BRIEF ▸
Provide the data again in its entirety, exactly as given.
---*---
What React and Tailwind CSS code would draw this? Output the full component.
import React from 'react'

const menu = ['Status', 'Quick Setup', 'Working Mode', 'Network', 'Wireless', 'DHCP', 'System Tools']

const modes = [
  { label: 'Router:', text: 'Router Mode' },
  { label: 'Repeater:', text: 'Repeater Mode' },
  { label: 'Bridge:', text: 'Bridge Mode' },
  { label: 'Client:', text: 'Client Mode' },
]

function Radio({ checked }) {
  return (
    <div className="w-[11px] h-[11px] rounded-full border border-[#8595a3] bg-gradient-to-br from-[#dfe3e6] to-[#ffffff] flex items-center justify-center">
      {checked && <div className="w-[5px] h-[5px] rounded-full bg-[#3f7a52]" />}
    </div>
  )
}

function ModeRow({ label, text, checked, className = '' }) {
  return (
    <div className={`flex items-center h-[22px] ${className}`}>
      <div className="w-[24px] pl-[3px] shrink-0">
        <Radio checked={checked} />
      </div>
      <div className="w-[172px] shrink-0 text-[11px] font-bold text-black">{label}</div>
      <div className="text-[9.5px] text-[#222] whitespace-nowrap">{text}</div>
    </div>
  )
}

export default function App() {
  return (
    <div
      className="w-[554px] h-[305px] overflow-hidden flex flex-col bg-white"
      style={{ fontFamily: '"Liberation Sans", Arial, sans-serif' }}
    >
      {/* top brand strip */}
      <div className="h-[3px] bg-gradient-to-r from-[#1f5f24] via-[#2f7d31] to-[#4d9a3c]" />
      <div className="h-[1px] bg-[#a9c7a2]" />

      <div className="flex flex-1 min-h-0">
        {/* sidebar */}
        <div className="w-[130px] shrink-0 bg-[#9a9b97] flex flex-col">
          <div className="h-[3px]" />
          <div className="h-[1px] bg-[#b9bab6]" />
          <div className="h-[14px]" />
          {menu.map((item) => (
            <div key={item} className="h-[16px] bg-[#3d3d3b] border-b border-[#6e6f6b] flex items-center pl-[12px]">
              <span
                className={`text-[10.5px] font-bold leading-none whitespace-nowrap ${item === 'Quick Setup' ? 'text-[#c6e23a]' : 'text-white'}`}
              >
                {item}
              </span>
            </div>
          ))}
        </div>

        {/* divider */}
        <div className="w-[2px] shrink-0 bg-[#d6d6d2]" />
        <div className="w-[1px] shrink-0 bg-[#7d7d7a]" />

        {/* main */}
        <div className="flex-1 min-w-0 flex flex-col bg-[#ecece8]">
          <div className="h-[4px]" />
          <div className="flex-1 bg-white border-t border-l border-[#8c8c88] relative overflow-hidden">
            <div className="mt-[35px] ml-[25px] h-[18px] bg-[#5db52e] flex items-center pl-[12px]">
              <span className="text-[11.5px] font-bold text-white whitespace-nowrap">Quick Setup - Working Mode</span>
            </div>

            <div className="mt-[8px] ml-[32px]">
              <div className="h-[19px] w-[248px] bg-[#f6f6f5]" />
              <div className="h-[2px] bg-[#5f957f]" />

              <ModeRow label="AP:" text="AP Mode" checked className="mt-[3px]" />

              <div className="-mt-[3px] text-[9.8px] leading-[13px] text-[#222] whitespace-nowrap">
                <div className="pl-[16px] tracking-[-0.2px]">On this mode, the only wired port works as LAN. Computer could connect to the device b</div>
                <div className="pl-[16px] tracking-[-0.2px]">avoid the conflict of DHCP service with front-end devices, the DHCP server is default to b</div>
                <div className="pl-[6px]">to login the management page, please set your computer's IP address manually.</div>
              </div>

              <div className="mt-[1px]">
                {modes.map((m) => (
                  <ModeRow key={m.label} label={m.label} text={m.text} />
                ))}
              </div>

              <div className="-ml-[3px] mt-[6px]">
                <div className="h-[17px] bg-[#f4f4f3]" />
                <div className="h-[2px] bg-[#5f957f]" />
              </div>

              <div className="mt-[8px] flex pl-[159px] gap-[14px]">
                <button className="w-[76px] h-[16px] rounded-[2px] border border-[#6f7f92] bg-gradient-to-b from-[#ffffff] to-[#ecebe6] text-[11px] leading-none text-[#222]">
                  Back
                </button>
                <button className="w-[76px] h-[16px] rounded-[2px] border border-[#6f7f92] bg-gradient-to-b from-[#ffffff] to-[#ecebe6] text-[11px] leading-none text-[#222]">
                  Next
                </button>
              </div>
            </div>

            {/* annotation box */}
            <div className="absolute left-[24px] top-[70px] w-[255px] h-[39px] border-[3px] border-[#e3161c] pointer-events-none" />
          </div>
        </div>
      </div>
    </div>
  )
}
---*---
SOLUTION FOR THIS TASK ▸
What React and Tailwind CSS code would draw this? Output the full component.
import React from 'react'

const menu = ['Status', 'Quick Setup', 'Working Mode', 'Network', 'Wireless', 'DHCP', 'System Tools']

const modes = [
  { label: 'Router:', text: 'Router Mode' },
  { label: 'Repeater:', text: 'Repeater Mode' },
  { label: 'Bridge:', text: 'Bridge Mode' },
  { label: 'Client:', text: 'Client Mode' },
]

function Radio({ checked }) {
  return (
    <div className="w-[11px] h-[11px] rounded-full border border-[#8595a3] bg-gradient-to-br from-[#dfe3e6] to-[#ffffff] flex items-center justify-center">
      {checked && <div className="w-[5px] h-[5px] rounded-full bg-[#3f7a52]" />}
    </div>
  )
}

function ModeRow({ label, text, checked, className = '' }) {
  return (
    <div className={`flex items-center h-[22px] ${className}`}>
      <div className="w-[24px] pl-[3px] shrink-0">
        <Radio checked={checked} />
      </div>
      <div className="w-[172px] shrink-0 text-[11px] font-bold text-black">{label}</div>
      <div className="text-[9.5px] text-[#222] whitespace-nowrap">{text}</div>
    </div>
  )
}

export default function App() {
  return (
    <div
      className="w-[554px] h-[305px] overflow-hidden flex flex-col bg-white"
      style={{ fontFamily: '"Liberation Sans", Arial, sans-serif' }}
    >
      {/* top brand strip */}
      <div className="h-[3px] bg-gradient-to-r from-[#1f5f24] via-[#2f7d31] to-[#4d9a3c]" />
      <div className="h-[1px] bg-[#a9c7a2]" />

      <div className="flex flex-1 min-h-0">
        {/* sidebar */}
        <div className="w-[130px] shrink-0 bg-[#9a9b97] flex flex-col">
          <div className="h-[3px]" />
          <div className="h-[1px] bg-[#b9bab6]" />
          <div className="h-[14px]" />
          {menu.map((item) => (
            <div key={item} className="h-[16px] bg-[#3d3d3b] border-b border-[#6e6f6b] flex items-center pl-[12px]">
              <span
                className={`text-[10.5px] font-bold leading-none whitespace-nowrap ${item === 'Quick Setup' ? 'text-[#c6e23a]' : 'text-white'}`}
              >
                {item}
              </span>
            </div>
          ))}
        </div>

        {/* divider */}
        <div className="w-[2px] shrink-0 bg-[#d6d6d2]" />
        <div className="w-[1px] shrink-0 bg-[#7d7d7a]" />

        {/* main */}
        <div className="flex-1 min-w-0 flex flex-col bg-[#ecece8]">
          <div className="h-[4px]" />
          <div className="flex-1 bg-white border-t border-l border-[#8c8c88] relative overflow-hidden">
            <div className="mt-[35px] ml-[25px] h-[18px] bg-[#5db52e] flex items-center pl-[12px]">
              <span className="text-[11.5px] font-bold text-white whitespace-nowrap">Quick Setup - Working Mode</span>
            </div>

            <div className="mt-[8px] ml-[32px]">
              <div className="h-[19px] w-[248px] bg-[#f6f6f5]" />
              <div className="h-[2px] bg-[#5f957f]" />

              <ModeRow label="AP:" text="AP Mode" checked className="mt-[3px]" />

              <div className="-mt-[3px] text-[9.8px] leading-[13px] text-[#222] whitespace-nowrap">
                <div className="pl-[16px] tracking-[-0.2px]">On this mode, the only wired port works as LAN. Computer could connect to the device b</div>
                <div className="pl-[16px] tracking-[-0.2px]">avoid the conflict of DHCP service with front-end devices, the DHCP server is default to b</div>
                <div className="pl-[6px]">to login the management page, please set your computer's IP address manually.</div>
              </div>

              <div className="mt-[1px]">
                {modes.map((m) => (
                  <ModeRow key={m.label} label={m.label} text={m.text} />
                ))}
              </div>

              <div className="-ml-[3px] mt-[6px]">
                <div className="h-[17px] bg-[#f4f4f3]" />
                <div className="h-[2px] bg-[#5f957f]" />
              </div>

              <div className="mt-[8px] flex pl-[159px] gap-[14px]">
                <button className="w-[76px] h-[16px] rounded-[2px] border border-[#6f7f92] bg-gradient-to-b from-[#ffffff] to-[#ecebe6] text-[11px] leading-none text-[#222]">
                  Back
                </button>
                <button className="w-[76px] h-[16px] rounded-[2px] border border-[#6f7f92] bg-gradient-to-b from-[#ffffff] to-[#ecebe6] text-[11px] leading-none text-[#222]">
                  Next
                </button>
              </div>
            </div>

            {/* annotation box */}
            <div className="absolute left-[24px] top-[70px] w-[255px] h-[39px] border-[3px] border-[#e3161c] pointer-events-none" />
          </div>
        </div>
      </div>
    </div>
  )
}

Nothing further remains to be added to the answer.